4. Rotating Proxies:
These proxies automatically rotate IP addresses at set intervals. By using rotating proxies, scrapers can ensure that their requests are distributed across multiple IPs, which reduces the risk of detection and blocking. These proxies are ideal for large-scale scraping operations.
Using proxies effectively requires more than just switching IP addresses. To ensure success in bypassing anti-scraping mechanisms, scrapers should follow certain best practices:
1. Rotate IPs Regularly:
Scrapers should use a system that regularly rotates their IPs to prevent detection. The more frequently the IP changes, the harder it is for anti-scraping systems to identify and block the scraper.
2. Use a Diverse Proxy Pool:
Using a diverse proxy pool, consisting of residential, datacenter, and mobile proxies, can help avoid detection. A varied pool makes it more difficult for websites to identify patterns in traffic and block large portions of the proxy network.
3. Use Advanced CAPTCHA Solvers:
Integrating CAPTCHA-solving solutions into the scraping process can improve the success rate of scraping operations. These services either employ real humans or advanced machine learning algorithms to solve CAPTCHA challenges.
4. Monitor Traffic Patterns:
Scrapers should monitor their traffic patterns to avoid making requests too quickly or too often, which can trigger anti-scraping defenses. Slow and steady scraping mimics human behavior and reduces the risk of being blocked.
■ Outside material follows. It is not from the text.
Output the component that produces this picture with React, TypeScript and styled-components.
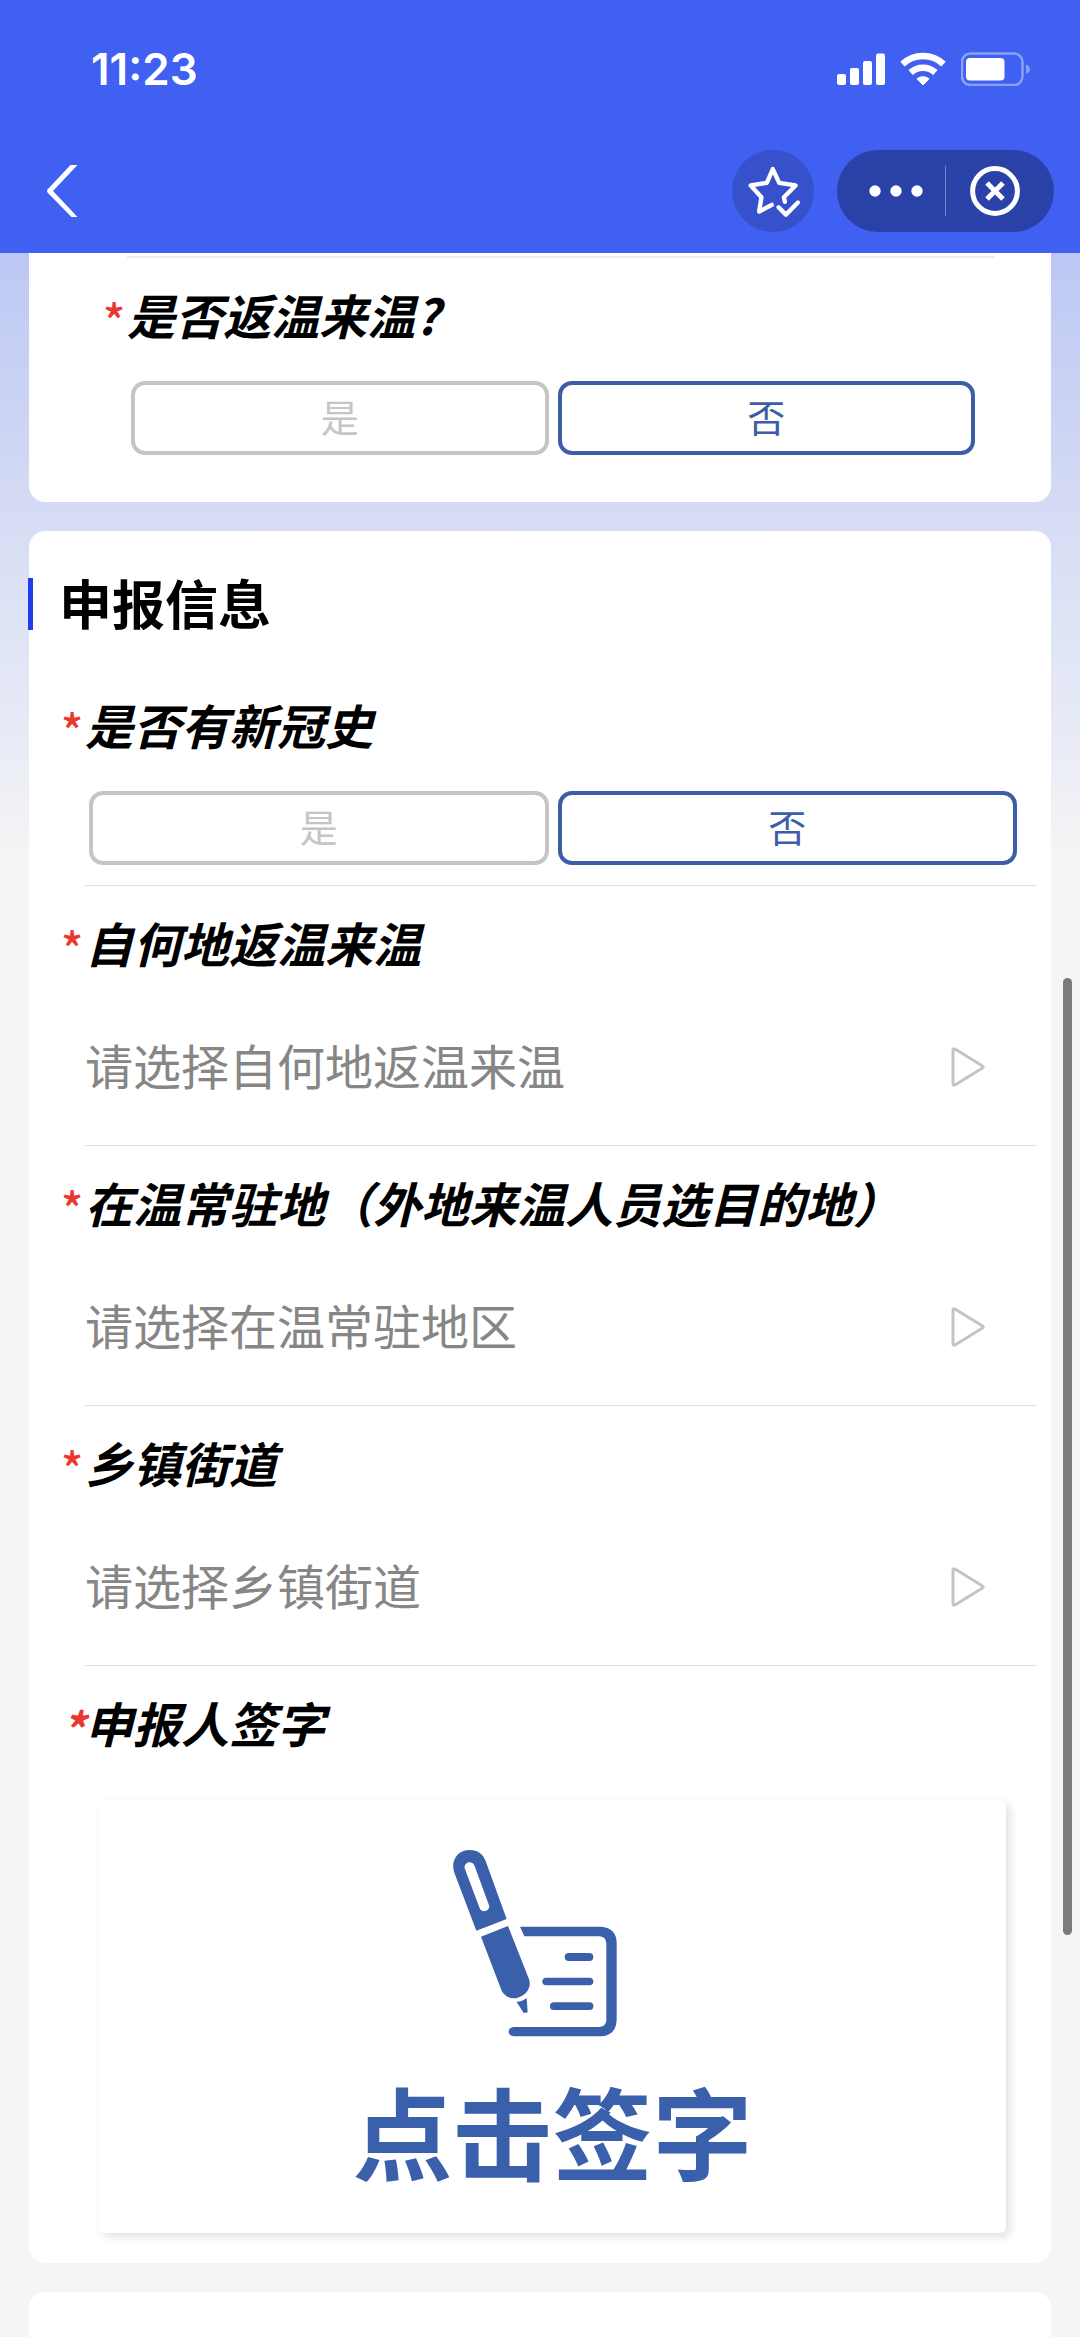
import React, { useId, useState } from "react";
import styled, { createGlobalStyle } from "styled-components";

const GlobalStyle = createGlobalStyle`
  *, *::before, *::after {
    box-sizing: border-box;
  }
  body {
    margin: 0;
    background: #f5f5f5;
    color: #000;
    font-family: "Noto Sans CJK SC", sans-serif;
  }
  button, select {
    margin: 0;
    padding: 0;
    border: 0;
    background: none;
    color: inherit;
    font: inherit;
    cursor: pointer;
  }
  svg {
    display: block;
    flex: none;
  }
`;

const Screen = styled.div`
  position: relative;
  display: flex;
  flex-direction: column;
  min-height: 100vh;
`;

const Header = styled.header`
  padding-bottom: 8px;
  background: #3f60f0;
  color: #fff;
`;

const StatusBar = styled.div`
  display: flex;
  align-items: center;
  justify-content: space-between;
  height: 137px;
  padding: 0 50px 0 91px;
`;

const Clock = styled.time`
  font-family: Inter, sans-serif;
  font-size: 44px;
  font-weight: 600;
  line-height: 52px;
`;

const StatusIcons = styled.div`
  display: flex;
  align-items: center;
  gap: 15px;
`;

const NavBar = styled.nav`
  display: flex;
  align-items: center;
  gap: 23px;
  height: 108px;
  padding: 0 26px 0 45px;
`;

const BackButton = styled.button`
  margin-right: auto;
`;

const FavoriteButton = styled.button`
  width: 82px;
  height: 82px;
  border-radius: 50%;
  background: #3651cb;
`;

const Capsule = styled.div`
  display: flex;
  align-items: center;
  height: 82px;
  padding: 0 10px;
  border-radius: 41px;
  background: #2a41a8;
`;

const CapsuleButton = styled.button`
  display: grid;
  place-items: center;
  width: 98px;
  height: 82px;
`;

const CapsuleDivider = styled.span`
  width: 1px;
  height: 50px;
  background: #7285cf;
`;

const Content = styled.main`
  display: flex;
  flex: 1;
  flex-direction: column;
  gap: 29px;
  padding: 0 29px;
  background: linear-gradient(#bdc7f4 0, #d6dcf4 265px, #e5e9f6 450px, #f5f5f5 610px);
`;

const Card = styled.section<{ $edge?: "top" | "bottom" }>`
  padding: 0 14px 0 56px;
  border-radius: ${(p) =>
    p.$edge === "top" ? "0 0 16px 16px" : p.$edge === "bottom" ? "16px 16px 0 0" : "16px"};
  background: #fff;
`;

const ReturnCard = styled(Card)`
  padding-top: 3px;
  padding-bottom: 27px;
`;

const ReportCard = styled(Card)`
  padding-top: 47px;
  padding-bottom: 30px;
`;

const NextCard = styled(Card)`
  flex: 1;
  min-height: 45px;
`;

const Inset = styled.div`
  margin: 0 42px;
  border-top: 2px solid #ebedeb;
`;

const SectionTitle = styled.h2`
  display: flex;
  align-items: center;
  height: 52px;
  margin: 0 0 38px -57px;
  padding: 0 0 4px 26px;
  border-left: 5px solid #1f3cf0;
  font-size: 53px;
  font-weight: 700;
  line-height: 48px;
`;

const Field = styled.div<{ $plain?: boolean }>`
  padding-top: 26px;
  border-bottom: ${(p) => (p.$plain ? "0" : "1px solid #dfdfdf")};
`;

const FieldLabel = styled.label`
  display: flex;
  height: 60px;
  margin-left: -24px;
  font-size: 48px;
  font-style: italic;
  font-weight: 700;
  line-height: 60px;
`;

const Star = styled.span<{ $slanted?: boolean }>`
  width: 24px;
  padding-top: 5px;
  color: #e8392f;
  font-size: 46px;
  font-style: ${(p) => (p.$slanted ? "italic" : "normal")};
  font-weight: ${(p) => (p.$slanted ? 700 : 500)};
`;

const Options = styled.div`
  display: grid;
  grid-template-columns: 1fr 1fr;
  gap: 9px;
  padding: 37px 20px 20px 4px;
`;

const Option = styled.label<{ $active: boolean }>`
  display: flex;
  align-items: center;
  justify-content: center;
  height: 74px;
  padding-bottom: 4px;
  border: 4px solid ${(p) => (p.$active ? "#3d5da6" : "#c5c5c5")};
  border-radius: 14px;
  color: ${(p) => (p.$active ? "#3d5da6" : "#c5c5c5")};
  font-size: 38px;
  line-height: 52px;
  cursor: pointer;
`;

const HiddenRadio = styled.input`
  width: 0;
  height: 0;
  margin: 0;
  appearance: none;
`;

const PickerRow = styled.div`
  display: flex;
  align-items: center;
  height: 156px;
  margin-top: 17px;
  padding-right: 52px;
`;

const Picker = styled.select`
  flex: 1;
  min-width: 0;
  height: 100%;
  padding-bottom: 6px;
  appearance: none;
  color: #868686;
  font-size: 48px;
`;

const SignButton = styled.button`
  display: flex;
  flex-direction: column;
  align-items: center;
  gap: 43px;
  width: calc(100% - 45px);
  margin: 48px 31px 0 14px;
  padding: 50px 0 53px;
  border-radius: 6px;
  background: #fff;
  box-shadow: 4px 4px 10px rgba(0, 0, 0, 0.12);
  color: #3a5fab;
  font-size: 100px;
  font-weight: 700;
  line-height: 100px;
`;

const ScrollThumb = styled.div`
  position: absolute;
  top: 978px;
  right: 8px;
  width: 9px;
  height: 957px;
  border-radius: 5px;
  background: #7b7b7b;
`;

function SignalIcon() {
  return (
    <svg width="48" height="34" viewBox="0 0 48 34" fill="#fff" aria-hidden="true">
      <rect x="0" y="22" width="9" height="11" rx="2" />
      <rect x="13" y="16" width="9" height="17" rx="2" />
      <rect x="26" y="9" width="9" height="24" rx="2" />
      <rect x="39" y="1.5" width="9" height="31.5" rx="2" />
    </svg>
  );
}

function WifiIcon() {
  return (
    <svg width="46" height="34" viewBox="0 0 46 34" aria-hidden="true">
      <g fill="none" stroke="#fff" strokeWidth="6.5">
        <path d="M2.5 12.2 A30 30 0 0 1 43.5 12.2" />
        <path d="M10.6 20.5 A18.5 18.5 0 0 1 35.4 20.5" />
      </g>
      <path
        d="M17 26.8 A9.5 9.5 0 0 1 29 26.8 L23.6 32.4 Q23 33 22.4 32.4 Z"
        fill="#fff"
        stroke="#fff"
        strokeLinejoin="round"
      />
    </svg>
  );
}

function BatteryIcon() {
  return (
    <svg width="69" height="34" viewBox="0 0 69 34" aria-hidden="true">
      <rect x="1" y="1.5" width="60.5" height="31.5" rx="8.5" fill="none" stroke="#8a9ff6" strokeWidth="2.5" />
      <rect x="5" y="6" width="38.5" height="22.5" rx="4" fill="#fff" />
      <path d="M65 12.5 Q69 14 69 17.3 Q69 20.5 65 22 Z" fill="#8a9ff6" />
    </svg>
  );
}

function BackIcon() {
  return (
    <svg width="34" height="54" viewBox="0 0 34 54" aria-hidden="true">
      <path d="M25.5 1 H32.5 L8 27 L32.5 53 H26.5 L2.5 28.5 Q1.5 27 2.5 25.5 Z" fill="#fff" />
    </svg>
  );
}

function FavoriteIcon() {
  return (
    <svg
      width="82"
      height="82"
      viewBox="96 450 245 245"
      fill="none"
      stroke="#fff"
      strokeWidth="13"
      strokeLinecap="round"
      strokeLinejoin="round"
      aria-hidden="true"
    >
      <path d="M215 614 L177 634 L184 591 L152 556 L200 548 L218 507 L237 548 L286 556 L251 591 L254 605" />
      <path d="M235 621 L257 643 L293 607" />
    </svg>
  );
}

function MoreIcon() {
  return (
    <svg width="54" height="12" viewBox="0 0 54 12" fill="#fff" aria-hidden="true">
      <circle cx="6" cy="6" r="5.7" />
      <circle cx="27" cy="6" r="5.7" />
      <circle cx="48" cy="6" r="5.7" />
    </svg>
  );
}

function CloseIcon() {
  return (
    <svg width="50" height="50" viewBox="0 0 50 50" fill="none" stroke="#fff" strokeWidth="5" aria-hidden="true">
      <circle cx="25" cy="25" r="22.4" />
      <path d="M17 17 L33 33 M33 17 L17 33" />
    </svg>
  );
}

function ArrowIcon() {
  return (
    <svg
      width="34"
      height="40"
      viewBox="0 0 34 40"
      fill="none"
      stroke="#c4c4c4"
      strokeWidth="3"
      strokeLinejoin="round"
      aria-hidden="true"
    >
      <path d="M2 3 Q2 1 4 2 L31.5 19 Q33 20 31.5 21 L4 38 Q2 39 2 37 Z" />
    </svg>
  );
}

function SignIcon() {
  return (
    <svg width="200" height="187" viewBox="306 150 600 561" aria-hidden="true">
      <g fill="#3a5fab">
        <path
          fillRule="evenodd"
          d="M376 392 L310 218 C298 184 318 150 356 150 C382 150 398 164 405 186 L467 357 Z
             M341 205 L386 325 C392 340 419 334 414 316 L370 196 C362 178 337 188 341 205 Z"
        />
        <path d="M390 410 L471 378 L535 540 C540 560 530 578 512 588 C488 602 464 594 452 572 Z" />
        <path d="M497 606 Q515 604 527 595 L530 637 L518 639 Z" />
        <path d="M507 380 H750 Q797 384 797 430 V660 Q795 706 750 709 H488 Q473 706 473 695 Q473 683 488 681 H746 Q765 679 766 660 V430 Q765 411 746 409 H520 Z" />
        <rect x="641" y="459" width="86" height="24" rx="12" />
        <rect x="574" y="533" width="153" height="23" rx="11.5" />
        <rect x="597" y="607" width="130" height="23" rx="11.5" />
      </g>
    </svg>
  );
}

function ChoiceField({ label, plain }: { label: string; plain?: boolean }) {
  const id = useId();
  const [value, setValue] = useState("否");
  return (
    <Field $plain={plain}>
      <FieldLabel as="div" id={id}>
        <Star>*</Star>
        {label}
      </FieldLabel>
      <Options role="radiogroup" aria-labelledby={id}>
        {["是", "否"].map((choice) => (
          <Option key={choice} $active={value === choice}>
            <HiddenRadio
              type="radio"
              name={id}
              checked={value === choice}
              onChange={() => setValue(choice)}
            />
            {choice}
          </Option>
        ))}
      </Options>
    </Field>
  );
}

function PickerField({ label, placeholder }: { label: string; placeholder: string }) {
  const id = useId();
  return (
    <Field>
      <FieldLabel htmlFor={id}>
        <Star>*</Star>
        {label}
      </FieldLabel>
      <PickerRow>
        <Picker id={id} defaultValue="">
          <option value="">{placeholder}</option>
        </Picker>
        <ArrowIcon />
      </PickerRow>
    </Field>
  );
}

export default function App() {
  return (
    <Screen>
      <GlobalStyle />
      <Header>
        <StatusBar>
          <Clock>11:23</Clock>
          <StatusIcons>
            <SignalIcon />
            <WifiIcon />
            <BatteryIcon />
          </StatusIcons>
        </StatusBar>
        <NavBar>
          <BackButton aria-label="返回">
            <BackIcon />
          </BackButton>
          <FavoriteButton aria-label="收藏">
            <FavoriteIcon />
          </FavoriteButton>
          <Capsule>
            <CapsuleButton aria-label="更多">
              <MoreIcon />
            </CapsuleButton>
            <CapsuleDivider />
            <CapsuleButton aria-label="关闭">
              <CloseIcon />
            </CapsuleButton>
          </Capsule>
        </NavBar>
      </Header>
      <Content>
        <ReturnCard $edge="top">
          <Inset>
            <ChoiceField label="是否返温来温?" plain />
          </Inset>
        </ReturnCard>
        <ReportCard>
          <SectionTitle>申报信息</SectionTitle>
          <ChoiceField label="是否有新冠史" />
          <PickerField label="自何地返温来温" placeholder="请选择自何地返温来温" />
          <PickerField label="在温常驻地（外地来温人员选目的地）" placeholder="请选择在温常驻地区" />
          <PickerField label="乡镇街道" placeholder="请选择乡镇街道" />
          <Field $plain>
            <FieldLabel as="div" id="sign-label">
              <Star $slanted>*</Star>
              申报人签字
            </FieldLabel>
            <SignButton type="button" aria-describedby="sign-label">
              <SignIcon />
              点击签字
            </SignButton>
          </Field>
        </ReportCard>
        <NextCard $edge="bottom" />
      </Content>
      <ScrollThumb />
    </Screen>
  );
}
5. Emulate Human Behavior:
Emulating human behavior by varying request times, randomizing user-agent strings, and simulating mouse movements can further reduce the chances of detection. Scrapers should try to replicate how a human would interact with the website to avoid raising red flags.
Proxy IP addresses are essential tools for web scraping, especially in the face of increasingly sophisticated anti-scraping mechanisms. By rotating proxies, using proxy pools, and following best practices such as CAPTCHA solving and traffic monitoring, scrapers can bypass these defenses and gather valuable data. However, it’s important to note that scraping must always be done ethically, respecting the privacy and terms of service of the websites being scraped.